Foreign Minister Datuk Seri Anifah Aman said during a discussion of the case on May 12, New Zealand had offered an alternative for the accused to be sent back to Malaysia.
“It was never our intention to treat the matter lightly. The Foreign Ministry was prepared to waive diplomatic immunity of the accused to enable prosecution in New Zealand.
“Those involved in the discussion were the Malaysian High Commissioner in Wellington, the (New Zealand) deputy chief of protocol of the Ministry of Foreign Affairs and Trade and officers from the New Zealand police.
“With the agreement of the New Zealand side, the accused and his family returned to Malaysia on May 22, accompanied by a high-ranking Mindef (Defence Ministry) official,” he told a press conference at Wisma Putra here yesterday.
Anifah said the Foreign Ministry had no intention of exercising diplomatic immunity to save the accused.
“We would have brought him back on our own had we felt that he would not get a fair trial or his life was in danger.

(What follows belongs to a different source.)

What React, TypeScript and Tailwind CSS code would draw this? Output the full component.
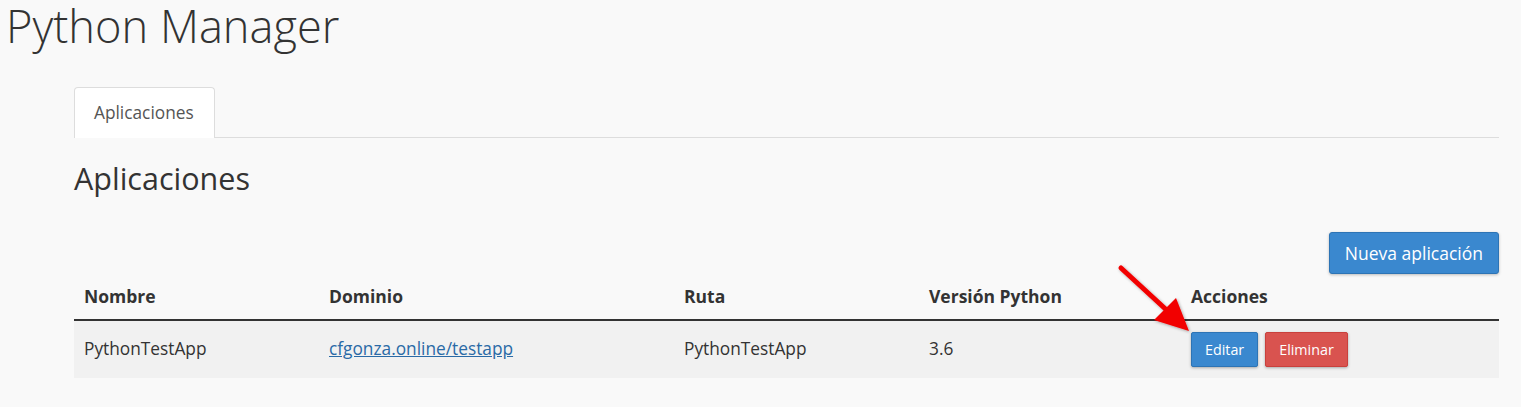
import React from 'react';

const cols = 'grid grid-cols-[245px_355px_245px_262px_1fr]';

export default function App() {
  return (
    <div className="relative min-h-[407px] bg-[#f9f9f9] text-[#333] font-['Open_Sans',sans-serif]">
      <h1 className="pl-[6px] text-[45.2px] font-light leading-[52px] text-[#333]">Python Manager</h1>

      <div className="ml-[74px] mr-[22px]">
        {/* Tabs */}
        <div className="mt-[35px] flex border-b border-[#ddd]">
          <div className="-mb-px rounded-t-[4px] border border-b-0 border-[#ddd] bg-white pl-[19px] pr-[20px] py-[13px] text-[17.3px] leading-[24px] text-[#555]">
            Aplicaciones
          </div>
        </div>

        <h2 className="mt-[24px] text-[30.5px] leading-[1.1] font-normal text-[#333]">Aplicaciones</h2>

        <div className="mt-[36px] flex justify-end">
          <button className="rounded-[3px] border border-[#2d74b5] bg-[#3a88cf] px-[15px] py-[8px] text-[17.5px] leading-[24px] text-white shadow-[0_1px_3px_rgba(0,0,0,0.25)]">
            Nueva aplicación
          </button>
        </div>

        {/* Table */}
        <div>
          <div className={`${cols} border-b-2 border-[#333] text-[17.5px] leading-[24px] font-bold`}>
            <div className="px-[10px] pt-[10px] pb-[11px]">Nombre</div>
            <div className="px-[10px] pt-[10px] pb-[11px]">Dominio</div>
            <div className="px-[10px] pt-[10px] pb-[11px]">Ruta</div>
            <div className="px-[10px] pt-[10px] pb-[11px]">Versión Python</div>
            <div className="px-[10px] pt-[10px] pb-[11px]">Acciones</div>
          </div>
          <div className={`${cols} items-center bg-[#f1f1f1] text-[17.3px] leading-[24px]`}>
            <div className="px-[10px]">PythonTestApp</div>
            <div className="px-[10px]">
              <a href="#" className="text-[#2a6aa6] underline">cfgonza.online/testapp</a>
            </div>
            <div className="px-[10px]">PythonTestApp</div>
            <div className="px-[10px]">3.6</div>
            <div className="flex gap-[7px] px-[10px] py-[11px]">
              <button className="rounded-[2px] border border-[#2d74b5] bg-[#3a88cf] px-[13px] py-[6px] text-[14.3px] leading-[21px] text-white shadow-[0_1px_3px_rgba(0,0,0,0.3)]">
                Editar
              </button>
              <button className="rounded-[2px] border border-[#c9403c] bg-[#d9534f] px-[13px] py-[6px] text-[14.3px] leading-[21px] text-white shadow-[0_1px_3px_rgba(0,0,0,0.3)]">
                Eliminar
              </button>
            </div>
          </div>
        </div>
      </div>

      {/* red arrow annotation */}
      <svg className="pointer-events-none absolute left-[1110px] top-[258px]" width="90" height="85" viewBox="0 0 90 85">
        <defs>
          <filter id="sh" x="-20%" y="-20%" width="140%" height="140%">
            <feDropShadow dx="1" dy="1" stdDeviation="1.5" floodColor="#000" floodOpacity="0.35" />
          </filter>
        </defs>
        <g filter="url(#sh)">
          <line x1="11" y1="10" x2="62" y2="57" stroke="#f20000" strokeWidth="5" strokeLinecap="round" />
          <polygon points="79,73 44,62 66,40" fill="#f20000" />
        </g>
      </svg>
    </div>
  );
}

But in countries like New Zealand, we have no doubt about their justice system as we have almost the same system.
“But we were offered an alternative, so we thought it was best to take the offer to bring him back but a thorough investigation will follow with the full cooperation of the New Zealand authorities,” he added.
Muhammad Rizalman, 38, a Warrant Officer 2 at the Defence Ministry, had been attached to the high commission since last year.
He was arrested on May 9 and brought to court the following day to face charges of burglary and assault of a young woman with intent to commit rape.
He had apparently followed the woman back to her home in Brooklyn on the night of May 9.
The Star learnt that TVNZ had called Anifah for an interview over the phone yesterday during which the minister read out a note sent by the New Zealand ministry’s deputy chief of protocol.
Among the matters mentioned in the note were: “If he (the accused) were to complete his posting prior to May 30 and return to Malaysia with his family, that would be the end of the matter.”
Muhammad Rizalman was originally scheduled to appear in court on May 30 to answer the charges.
Anifah said Mindef had set up a board of inquiry (BOI) to investigate the case comprehensively.
He said Wisma Putra had no qualms aboutsending the accused back to New Zealand if it was absolutely necessary and if the country requested for the extradition.
“But we have confidence in Mindef and the board will communicate with the New Zealand authorities for evidence.
“What is important is that he must be investigated thoroughly and given a fair hearing. If he is found guilty, punishment must be meted out accordingly,” he said.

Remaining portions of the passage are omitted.